Washington D.C. Statehood is Unconstitutional

Constitutionally speaking, the United States Seat of Government cannot be an individual State.

On Thursday, April 22, however, 216 members of a powerful special interest faction within the U.S. House of Representatives, the Democratic Party, passed H.R. 51, attempting to usurp the power of the People of the United States under the Constitution, converting the District of Columbia from the federal seat of government to a state.

H.R. 51 is clearly unconstitutional.

The Democrats’ purpose for doing so, is yet another naked power grab. Only the U.S. Constitution stands in the way of a two-seat Democratic majority in the U.S. Senate. The citizens of the District of Columbia, who do vote in Presidential elections, vote overwhelmingly (almost 90 percent) for Democrats.

Article 1, Section 8 of the U.S. Constitution expressly gives Congress the authority:

“To exercise exclusive Legislation in all Cases whatsoever, over such District (not exceeding ten Miles square) as may, by Cession of particular States, and the Acceptance of Congress, become the Seat of Government of the United States”

The District of Columbia has been so ceded and accepted for the past 220 years.

Founding Father James Madison explained the ongoing necessity of a federally controlled seat of government in Federalist 43:

“The indispensable necessity of complete authority at the seat of government, carries its own evidence with it…Without it, not only the public authority might be insulted and its proceedings interrupted with impunity; but a dependence of the members of the general government on the State comprehending the seat of the government, for protection in the exercise of their duty, might bring on the national councils an imputation of awe or influence, equally dishonorable to the government and dissatisfactory to the other members of the Confederacy…The public money expended on such places, and the public property deposited in them, requires that they should be exempt from the authority of the particular State.

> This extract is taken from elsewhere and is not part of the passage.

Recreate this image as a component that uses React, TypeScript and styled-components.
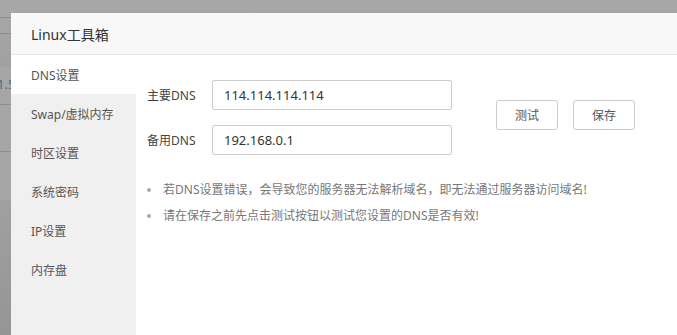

Nor would it be proper for the places on which the security of the entire Union may depend, to be in any degree dependent on a particular member of it.”

The general need and requirement for a U.S. “Seat of Government,” and specifically not making that Seat a state, is therefore subject to change only via U.S. Constitutional amendment.

A combination of D.C. citizens seeking more representation and Democratic politicians seeking more power for themselves, have for decades promoted D.C. statehood, and other schemes, to give political control of the seat of U.S. Government into the hands of a single State.

Such a change has nonetheless been widely recognized by both Democrats and Republicans as requiring a U.S. Constitutional amendment.

In 1964, even U.S. Attorney General Robert F. Kennedy, a Democrat, deemed efforts to bypass this requirement unconstitutional.  Numerous others in the legal community have agreed to this obvious textual requirement.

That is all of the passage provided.